Monday, February 19, 2007

The Fountain

Go see "The Fountain" before it's too late.

At exactly 50% on rottentomatoes, it's the kind of movie that you either love or hate. Haters, of course, are further subdivided into those who didn't get it and those who get it but are savvy enough to understand what the filmmaker is trying to do and how he could've done it better. Sadly there'll be more of the former and too few of the latter. I fall into the happy medium where I love it for what it is wrinkles and all.

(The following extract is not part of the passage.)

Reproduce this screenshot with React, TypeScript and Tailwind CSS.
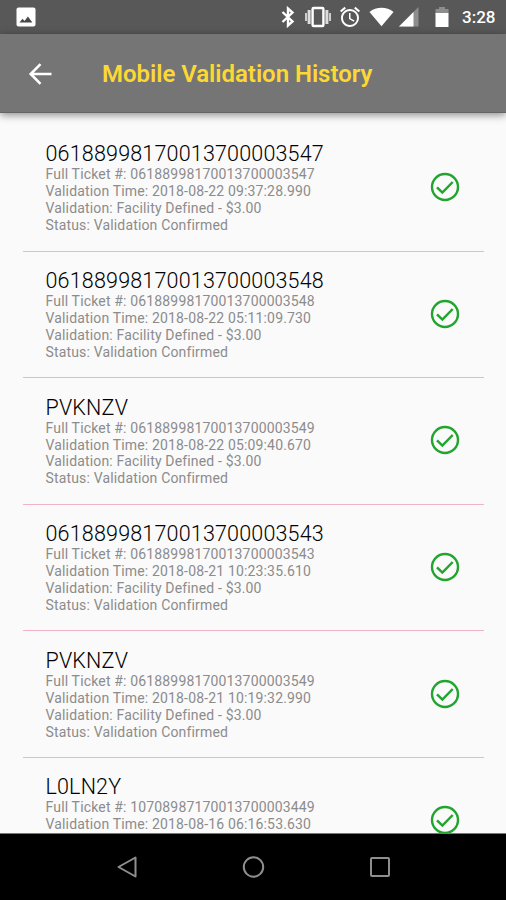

And a whole lot of wrinkles there are. Cinematographer Matthew Libatique (also of "Pi" and Requiem...") went wild with textures and extreme close ups of skin and bark, hitting us over the head repeatedly with repetitive visual themes (the stars, the candles, and the lab workstation lights, for example). Not that I'm complaining. Tom (the kung-fu astronaut) breathing on the bark and Dr. Tommy breathing on Izzy's skin is more telling than her story about the Mayan man and his father.

It helps to ignore the narrative. Don't watch with a "Terminator" or "Back to the Future" frame of mind. Trying to make chronological sense of it is futile, unless you consider the past and future as parts of the manuscript, figments of their imagination. Which, in my opinion, weakens the film. There's nothing more astig than the idea (and image) of a guy in a spherical spaceship carrying his wife as a tree speeding languidly towards a nebula while experiencing his personal Buddhist hell.

And if that isn't enough to make you want to watch, then it probably isn't for you.